I want to print out the data in the nicely formatted string, with the column names. I can create a separate function to do this, or I can build that functionality into the ORM Mapped Class by overloading its __repr__() method. For example, if I re-define the __repr__() method as shown below, printing a Userdata object will print the data I want, instead of just the object ID.

class Userdata(Base):
    __tablename__ = "userdata"
    __table_args__ = {'extend_existing': True}  # To allow in-place   
                                                # change to class
    user_id = mapped_column(String(32), primary_key=True, nullable=False)
    user_data = mapped_column(String(640))
    time_stamp = mapped_column(DateTime(), default=func.now(), onupdate=func.now())

    def __repr__(self):
        return f"user_id={self.user_id:8}" \
               f"user_data={self.user_data:22}" \
               f"time_stamp={self.time_stamp.strftime('%B %d %H:%M')}"

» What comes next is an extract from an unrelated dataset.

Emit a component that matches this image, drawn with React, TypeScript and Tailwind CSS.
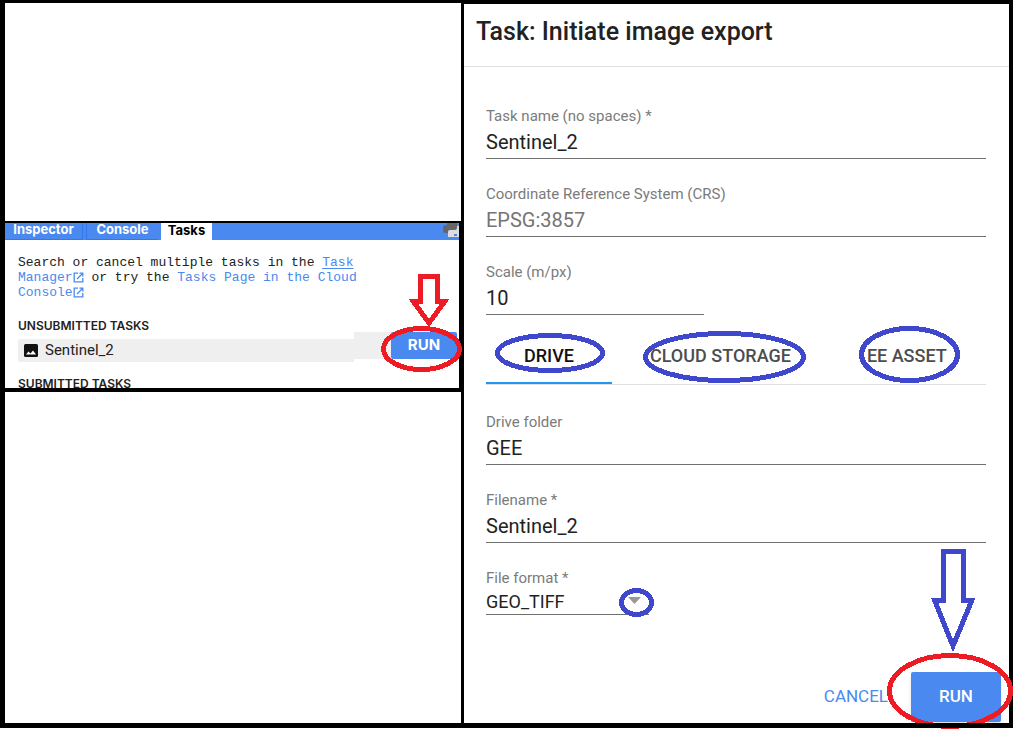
import type { ReactNode } from "react";

function Ring({ className, w, h, color, stroke = 5 }: { className: string; w: number; h: number; color: string; stroke?: number }) {
  return (
    <svg
      aria-hidden="true"
      className={`pointer-events-none absolute z-10 max-w-none ${className}`}
      width={w}
      height={h}
      viewBox={`0 0 ${w} ${h}`}
      fill="none"
      shapeRendering="crispEdges"
    >
      <ellipse cx={w / 2} cy={h / 2} rx={w / 2 - stroke / 2} ry={h / 2 - stroke / 2} stroke={color} strokeWidth={stroke} />
    </svg>
  );
}

function OpenIcon() {
  return (
    <svg aria-hidden="true" className="inline-block align-[-2px]" width="11" height="11" viewBox="0 0 11 11" fill="none" stroke="currentColor" strokeWidth="1.3">
      <path d="M5 1.2H1.2v8.6h8.6V6M6.5 1.2h3.3v3.3M9.8 1.2 4 7" />
    </svg>
  );
}

function TasksPanel() {
  return (
    <section className="mr-[2px] h-[165px] bg-white font-[Inter,sans-serif]">
      <nav className="flex h-[17px] bg-[#4a89ef] text-[13px] leading-[13px] font-bold text-white">
        <button className="w-[78px] border-r border-b border-[#3078ed] pb-[3px]">Inspector</button>
        <button className="ml-[3px] w-[72px] border-b border-l border-[#3078ed] pb-[3px]">Console</button>
        <button className="ml-[3px] w-[51px] bg-white pb-[3px] text-black">Tasks</button>
        <svg aria-hidden="true" className="ml-auto" width="16" height="15" viewBox="0 0 16 15">
          <path d="M4 0h10v5q0 2-2 2H7q-2 0-2 2v1H3q-3 0-3-3V5q0-3 3-3h1z" fill="#666" />
          <path d="M16 3h-2v2q0 2-2 2H7q-2 0-2 2v5h11z" fill="#ddd" />
          <path d="M11 11h3v2h-3z" fill="#4a89ef" />
        </svg>
      </nav>
      <div className="pt-[15px] pl-[13px]">
        <p className="w-[350px] font-['Liberation_Mono',monospace] text-[13px] leading-[15px] text-[#222]">
          Search or cancel multiple tasks in the{" "}
          <a href="#tasks" className="text-[#4a89ef]">
            <span className="underline underline-offset-2">Task</span> Manager
            <OpenIcon />
          </a>{" "}
          or try the{" "}
          <a href="#cloud" className="text-[#4a89ef]">
            Tasks Page in the Cloud Console
            <OpenIcon />
          </a>
        </p>
        <h2 className="mt-5 text-[12px] leading-[12px] font-semibold text-[#222]">UNSUBMITTED TASKS</h2>
        <div className="flex h-[30px] items-start">
          <div className="mt-[7px] flex h-[23px] w-[336px] items-center rounded-l-xs bg-[#efefef] pb-px pl-[6px] font-[Roboto,sans-serif] text-[15px] text-[#222]">
            <svg aria-hidden="true" className="mr-[7px]" width="14" height="13" viewBox="0 0 14 13">
              <rect width="14" height="13" rx="1.5" fill="#111" />
              <path d="M2 10.500 4.500 7.500l2 2L9 6.500l3 4z" fill="#fff" />
            </svg>
            Sentinel_2
          </div>
          <div className="relative h-[27px] bg-[#efefef] pl-[37px]">
            <button className="block h-[27px] w-[66px] rounded-xs bg-[#4a89ef] pb-[2px] text-[15px] leading-[25px] font-bold text-white">RUN</button>
            <Ring className="-top-[6px] left-[27px]" w={81} h={46} color="#ed1c24" />
            <svg aria-hidden="true" className="pointer-events-none absolute -top-[58px] left-[55px] z-10" width="40" height="54" viewBox="0 0 40 54" fill="none" stroke="#ed1c24" strokeWidth="5" shapeRendering="crispEdges">
              <path d="M11.500 2.500h17V27H36L20 49 4 27h7.500z" />
            </svg>
          </div>
        </div>
        <h2 className="mt-4 h-[10px] overflow-hidden text-[12px] leading-[12px] font-semibold text-[#222]">SUBMITTED TASKS</h2>
      </div>
    </section>
  );
}

function Field({ id, label, value, className = "", muted = false }: { id: string; label: string; value: string; className?: string; muted?: boolean }) {
  return (
    <div className={className}>
      <label htmlFor={id} className="block text-[15px] leading-5 text-[#7b7b7b]">{label}</label>
      <input
        id={id}
        defaultValue={value}
        className={`block h-[33px] w-full border-b border-[#707070] bg-transparent text-[20px] outline-none ${muted ? "text-[#757575]" : "text-[#222]"}`}
      />
    </div>
  );
}

function Tab({ children, active = false, ring }: { children: string; active?: boolean; ring: ReactNode }) {
  return (
    <button
      role="tab"
      aria-selected={active}
      className={`relative border-b-2 px-[38px] pt-[14px] text-[18px] font-medium whitespace-nowrap ${active ? "border-[#2196f3] text-[#111]" : "border-transparent text-[#4d4d4d]"}`}
    >
      {children}
      {ring}
    </button>
  );
}

function ExportDialog() {
  return (
    <section className="flex flex-col border-t border-black bg-white font-[Roboto,sans-serif]">
      <header className="border-b border-[#e0e0e0] px-3 pt-3 pb-[18px]">
        <h1 className="text-[25px] leading-8 font-medium text-[#222]">Task: Initiate image export</h1>
      </header>
      <form className="flex flex-1 flex-col" onSubmit={(e) => e.preventDefault()}>
        <div className="pt-[39px] pr-[23px] pl-[22px]">
          <div className="flex flex-col gap-[25px]">
            <Field id="task" label="Task name (no spaces) *" value="Sentinel_2" />
            <Field id="crs" label="Coordinate Reference System (CRS)" value="EPSG:3857" muted />
            <Field id="scale" label="Scale (m/px)" value="10" className="w-[218px]" />
          </div>
          <div role="tablist" className="flex h-[70px] border-b border-[#e0e0e0]">
            <Tab active ring={<Ring className="top-[18px] left-[9px]" w={110} h={40} color="#3f48cc" />}>DRIVE</Tab>
            <Tab ring={<Ring className="top-[16px] left-[31px]" w={163} h={52} color="#3f48cc" />}>CLOUD STORAGE</Tab>
            <Tab ring={<Ring className="top-[11px] left-[30px]" w={101} h={57} color="#3f48cc" />}>EE ASSET</Tab>
          </div>
          <div className="flex flex-col gap-[25px] pt-[27px]">
            <Field id="folder" label="Drive folder" value="GEE" />
            <Field id="filename" label="Filename *" value="Sentinel_2" />
            <div className="relative w-[163px]">
              <label htmlFor="format" className="block text-[15px] leading-5 text-[#7b7b7b]">File format *</label>
              <select id="format" className="block h-[27px] w-full appearance-none border-b border-[#707070] bg-transparent text-[18px] text-[#222] outline-none">
                <option>GEO_TIFF</option>
              </select>
              <svg aria-hidden="true" className="pointer-events-none absolute right-2 bottom-[11px]" width="13" height="7" viewBox="0 0 13 7">
                <path d="M0 0h13L6.500 7z" fill="#999" />
              </svg>
              <Ring className="-right-[5px] -bottom-[2px]" w={35} h={29} color="#3f48cc" />
            </div>
          </div>
        </div>
        <footer className="mt-auto flex items-center justify-end gap-[23px] pr-2 pb-px text-[17px]">
          <button type="button" className="text-[#4a89ef]">CANCEL</button>
          <div className="relative">
            <button type="submit" className="block h-[50px] w-[90px] rounded-xs bg-[#4a89ef] font-medium text-white shadow-md">RUN</button>
            <Ring className="-top-[19px] -left-[24px]" w={126} h={76} color="#ed1c24" />
            <svg aria-hidden="true" className="pointer-events-none absolute -top-[123px] left-[20px] z-10" width="44" height="104" viewBox="0 0 44 104" fill="none" stroke="#3f48cc" strokeWidth="5" shapeRendering="crispEdges">
              <path d="M12.500 2.500h19.500v48.500h9L22 97 3.500 51h9z" />
            </svg>
          </div>
        </footer>
      </form>
    </section>
  );
}

export default function App() {
  return (
    <main className="flex min-h-screen flex-col bg-white pb-px">
      <div className="grid flex-1 grid-cols-[456fr_545fr] gap-x-[3px] bg-black pt-[3px] pr-1 pl-[5px]">
        <div className="flex flex-col">
          <div className="h-[218px] bg-white" />
          <div className="pt-[2px] pb-1">
            <TasksPanel />
          </div>
          <div className="flex-1 bg-white" />
        </div>
        <ExportDialog />
      </div>
      <div className="relative z-20 h-[5px] bg-black" />
    </main>
  );
}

Now, whenever I print a Userdata object, I will see the data from the object. For example, run the following code to select and print each row:

stmt = select(Userdata)
results = session.execute(stmt).scalars()
for x in results:
    print(x)

The result is shown below. Previously, the same code just printed the Userdata object IDs. Now, it prints the data from each row.

user_id=Brad    user_data=bulk data for Brad   time_stamp=October 20 02:47
user_id=Jane    user_data=Mass update          time_stamp=October 20 02:46
user_id=Barbra  user_data=Mass update          time_stamp=October 20 02:46
user_id=Jessa   user_data=Mass update          time_stamp=October 20 02:46
user_id=Ed      user_data=Mass update          time_stamp=October 20 02:46

Conclusion

I created a simple database table using SQLAlchemy ORM mapped classes and performed database transactions with the table. The next step is to integrate what I have learned into a real program. I intend to update my usermapper-web application and use a database to store user data.